Heiwa not only often offers tuna poke on the menu, but a tofu and "mixed-seafood" poke as well. Those two words, when found on a menu, generally strike fear in my heart — all too frequently, "mixed-seafood" really means "dumping ground for leftover scraps." However, in this case, Heiwa is opening the door for guests to choose whatever fish they would like from the sushi menu.
"I'm trying to add a new style for Heiwa, use a lot of local and organic, and [I’m] also trying to expand the sushi menu as well," he says. Indeed, funky sushi rolls turn up frequently at Heiwa. Take the Popeye roll, which features spicy tuna, avocado, nuts, tobiko and spinach. Another wraps tuna with mango and avocado.
On the day that I visited Chef Dai, his specials menu offered octopus poke, kimchi tuna, littleneck clam soup and fried jalapeños stuffed with crab. As much as Chef Dai is hoping to steer his menu in a more traditional direction, he’s still willing to think outside the bento box.

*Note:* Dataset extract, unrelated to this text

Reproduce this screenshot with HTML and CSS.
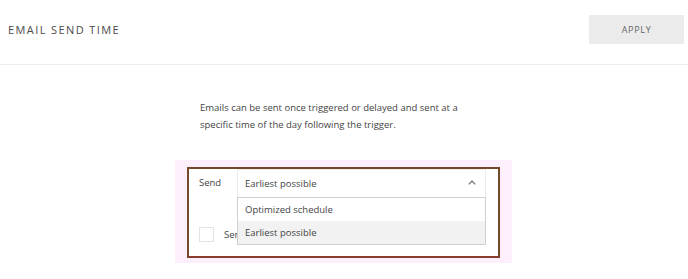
FILE: index.html
```html
<!DOCTYPE html>
<html>
<head>
<meta charset="utf-8">
<link rel="stylesheet" href="styles.css">
</head>
<body>
<header class="header">
  <h1 class="title">EMAIL SEND TIME</h1>
  <button class="apply">APPLY</button>
</header>
<p class="desc">Emails can be sent once triggered or delayed and sent at a specific time of the day following the trigger.</p>
<div class="highlight">
  <div class="frame">
    <div class="row">
      <span class="label">Send</span>
      <div class="select">
        <span class="value">Earliest possible</span>
        <svg class="chev" width="8" height="5" viewBox="0 0 8 5"><path d="M0.8 4.3 L4 1 L7.2 4.3" fill="none" stroke="#666" stroke-width="1.1"/></svg>
        <ul class="menu">
          <li class="opt">Optimized schedule</li>
          <li class="opt sel">Earliest possible</li>
        </ul>
      </div>
    </div>
    <div class="row2">
      <span class="check"></span>
      <span class="label2">Send at a specific time</span>
    </div>
  </div>
</div>
</body>
</html>
```
FILE: styles.css
```css
* { box-sizing: border-box; }
body {
  margin: 0;
  background: #fff;
  font-family: "Open Sans", "Noto Sans", sans-serif;
  color: #444;
  overflow: hidden;
}
.header {
  height: 65px;
  display: flex;
  justify-content: space-between;
  align-items: flex-start;
  padding: 15px 4px 0 8px;
  border-bottom: 1px solid #ececec;
}
.title {
  margin: 0;
  font-size: 11px;
  font-weight: 400;
  letter-spacing: 1.4px;
  line-height: 29px;
  color: #4a4a4a;
}
.apply {
  width: 95px;
  height: 29px;
  border: none;
  background: #ebebeb;
  font-family: "Open Sans", sans-serif;
  font-size: 9px;
  letter-spacing: 0.7px;
  color: #666;
  padding: 0;
}
.desc {
  margin: 34px 0 0 200px;
  width: 265px;
  font-size: 9.5px;
  line-height: 17px;
  color: #444;
}
.highlight {
  margin: 27px 0 0 175px;
  width: 337px;
  height: 103px;
  background: #fdeffb;
  padding: 7px 12px 5px 12px;
}
.frame {
  height: 91px;
  border: 2px solid #74482a;
  border-bottom-color: #8a3d2c;
  background: #fff;
  padding: 0 10px 0 10px;
}
.row {
  display: flex;
  align-items: flex-start;
}
.label {
  width: 38px;
  font-size: 9.5px;
  line-height: 28px;
  color: #444;
}
.select {
  position: relative;
  width: 249px;
  height: 28px;
  border: 1px solid #ececec;
  border-bottom: none;
  display: flex;
  align-items: center;
  justify-content: space-between;
  padding: 0 9px 0 7px;
}
.value {
  font-size: 9.5px;
  color: #444;
}
.chev { margin-top: -2px; }
.menu {
  position: absolute;
  left: -1px;
  top: 27px;
  width: 249px;
  margin: 0;
  padding: 0;
  list-style: none;
  border: 1px solid #cfcfcf;
  background: #fff;
  z-index: 2;
}
.opt {
  height: 23px;
  line-height: 23px;
  padding-left: 7px;
  font-size: 9.5px;
  color: #444;
}
.sel { background: #f2f2f2; }
.row2 {
  display: flex;
  align-items: center;
  margin-top: 30px;
}
.check {
  width: 15px;
  height: 15px;
  border: 1px solid #e3e3e3;
}
.label2 {
  margin-left: 10px;
  font-size: 9.5px;
  color: #444;
  white-space: nowrap;
}
```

Authentic Japanese flavors, however, are what move Chef Dai. He’s excited to add real Japanese noodle dishes to the existing soba and udon-soup selection. "This is not really Japanese food," he says, pointing to the Hobo, which includes deep-fried, marinated chicken in the broth. "[In Japan], we don't use chicken with the noodles. It's not authentic. It's very American-style Japanese food." Bringing in more of a Japanese style he says, means that the menu will become more "health conscious.”
He also plans to include tunuki to his repertoire, a soup dish with fried, sweet tofu, spinach and a whitefish cake. "It's a popular, typical Japanese noodle dish," he says. "It's very simple." Another planned addition is kamo, a soba soup that encompasses little more than duck, noodles, scallion and broth.
When asked what he thinks of Asheville, Chef Dai admits that he works a lot and is otherwise busy with he and his wife Naomi's new baby girl, Hannah. But, Chef Dai says, what he has seen, he likes. "It's very interesting," he says with a laugh. "It's very small, but it's really, really beautiful. The people are nice here, and I love it."